Reproduce the listing word for word. Skip any image.

* * *

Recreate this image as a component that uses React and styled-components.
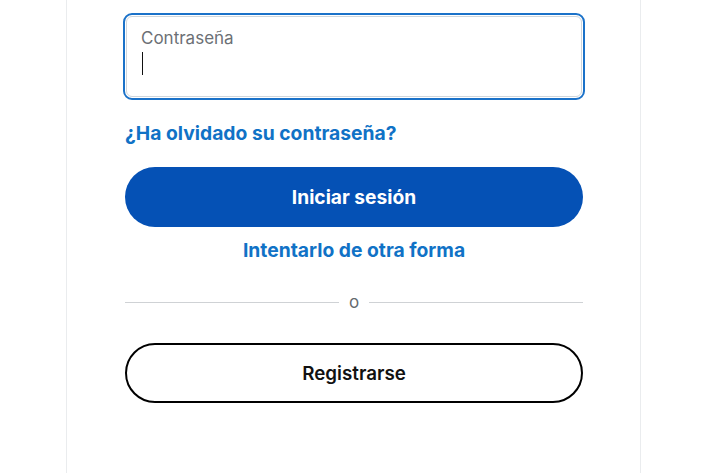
import React from "react";
import styled, { createGlobalStyle } from "styled-components";

const Global = createGlobalStyle`
  html, body { margin: 0; padding: 0; background: #ffffff; }
  body { font-family: "Inter", "Liberation Sans", sans-serif; }
  * { box-sizing: border-box; }
`;

const Page = styled.div`
  width: 702px;
  height: 473px;
  overflow: hidden;
  background: #ffffff;
`;

const Card = styled.div`
  margin-left: 66px;
  width: 575px;
  height: 473px;
  border-left: 1px solid #eaecee;
  border-right: 1px solid #eaecee;
  padding: 13px 57px 0 58px;
  display: flex;
  flex-direction: column;
`;

const FieldRing = styled.div`
  height: 87px;
  margin: 0 -2px;
  border: 2px solid #1b72c9;
  border-radius: 9px;
  padding: 1px;
`;

const Field = styled.div`
  height: 100%;
  border: 1px solid #cfd6dc;
  border-radius: 6px;
  padding: 9px 14px;
  display: flex;
  flex-direction: column;
`;

const Label = styled.span`
  font-size: 17px;
  line-height: 24px;
  color: #6c7075;
`;

const Caret = styled.span`
  display: block;
  width: 1px;
  height: 23px;
  margin-top: 2px;
  margin-left: 1px;
  background: #111111;
`;

const Link = styled.a`
  display: block;
  margin-top: ${(p) => p.$mt}px;
  font-size: 19.3px;
  line-height: 24px;
  font-weight: 700;
  color: #1072c6;
  text-decoration: none;
  text-align: ${(p) => (p.$center ? "center" : "left")};
`;

const Button = styled.button`
  margin-top: ${(p) => p.$mt}px;
  height: 60px;
  width: 100%;
  border-radius: 30px;
  font-family: inherit;
  font-size: ${(p) => (p.$primary ? "19.2px" : "18.8px")};
  font-weight: ${(p) => (p.$primary ? 700 : 600)};
  cursor: pointer;
  background: ${(p) => (p.$primary ? "#0551b5" : "#ffffff")};
  color: ${(p) => (p.$primary ? "#ffffff" : "#111111")};
  border: ${(p) => (p.$primary ? "none" : "2px solid #000000")};
`;

const Divider = styled.div`
  margin-top: 30px;
  height: 20px;
  display: flex;
  align-items: center;
  gap: 10px;
  font-size: 17px;
  color: #666a6e;
  &::before,
  &::after {
    content: "";
    flex: 1;
    height: 1px;
    background: #cfd2d5;
  }
`;

export default function App() {
  return (
    <Page>
      <Global />
      <Card>
        <FieldRing>
          <Field>
            <Label>Contraseña</Label>
            <Caret />
          </Field>
        </FieldRing>
        <Link href="#" $mt={21}>¿Ha olvidado su contraseña?</Link>
        <Button $primary $mt={22}>Iniciar sesión</Button>
        <Link href="#" $mt={11} $center>Intentarlo de otra forma</Link>
        <Divider>o</Divider>
        <Button $mt={31}>Registrarse</Button>
      </Card>
    </Page>
  );
}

* * *

SOLUTION FOR THIS PROBLEM
Recreate this image as a component that uses React and styled-components.
import React from "react";
import styled, { createGlobalStyle } from "styled-components";

const Global = createGlobalStyle`
  html, body { margin: 0; padding: 0; background: #ffffff; }
  body { font-family: "Inter", "Liberation Sans", sans-serif; }
  * { box-sizing: border-box; }
`;

const Page = styled.div`
  width: 702px;
  height: 473px;
  overflow: hidden;
  background: #ffffff;
`;

const Card = styled.div`
  margin-left: 66px;
  width: 575px;
  height: 473px;
  border-left: 1px solid #eaecee;
  border-right: 1px solid #eaecee;
  padding: 13px 57px 0 58px;
  display: flex;
  flex-direction: column;
`;

const FieldRing = styled.div`
  height: 87px;
  margin: 0 -2px;
  border: 2px solid #1b72c9;
  border-radius: 9px;
  padding: 1px;
`;

const Field = styled.div`
  height: 100%;
  border: 1px solid #cfd6dc;
  border-radius: 6px;
  padding: 9px 14px;
  display: flex;
  flex-direction: column;
`;

const Label = styled.span`
  font-size: 17px;
  line-height: 24px;
  color: #6c7075;
`;

const Caret = styled.span`
  display: block;
  width: 1px;
  height: 23px;
  margin-top: 2px;
  margin-left: 1px;
  background: #111111;
`;

const Link = styled.a`
  display: block;
  margin-top: ${(p) => p.$mt}px;
  font-size: 19.3px;
  line-height: 24px;
  font-weight: 700;
  color: #1072c6;
  text-decoration: none;
  text-align: ${(p) => (p.$center ? "center" : "left")};
`;

const Button = styled.button`
  margin-top: ${(p) => p.$mt}px;
  height: 60px;
  width: 100%;
  border-radius: 30px;
  font-family: inherit;
  font-size: ${(p) => (p.$primary ? "19.2px" : "18.8px")};
  font-weight: ${(p) => (p.$primary ? 700 : 600)};
  cursor: pointer;
  background: ${(p) => (p.$primary ? "#0551b5" : "#ffffff")};
  color: ${(p) => (p.$primary ? "#ffffff" : "#111111")};
  border: ${(p) => (p.$primary ? "none" : "2px solid #000000")};
`;

const Divider = styled.div`
  margin-top: 30px;
  height: 20px;
  display: flex;
  align-items: center;
  gap: 10px;
  font-size: 17px;
  color: #666a6e;
  &::before,
  &::after {
    content: "";
    flex: 1;
    height: 1px;
    background: #cfd2d5;
  }
`;

export default function App() {
  return (
    <Page>
      <Global />
      <Card>
        <FieldRing>
          <Field>
            <Label>Contraseña</Label>
            <Caret />
          </Field>
        </FieldRing>
        <Link href="#" $mt={21}>¿Ha olvidado su contraseña?</Link>
        <Button $primary $mt={22}>Iniciar sesión</Button>
        <Link href="#" $mt={11} $center>Intentarlo de otra forma</Link>
        <Divider>o</Divider>
        <Button $mt={31}>Registrarse</Button>
      </Card>
    </Page>
  );
}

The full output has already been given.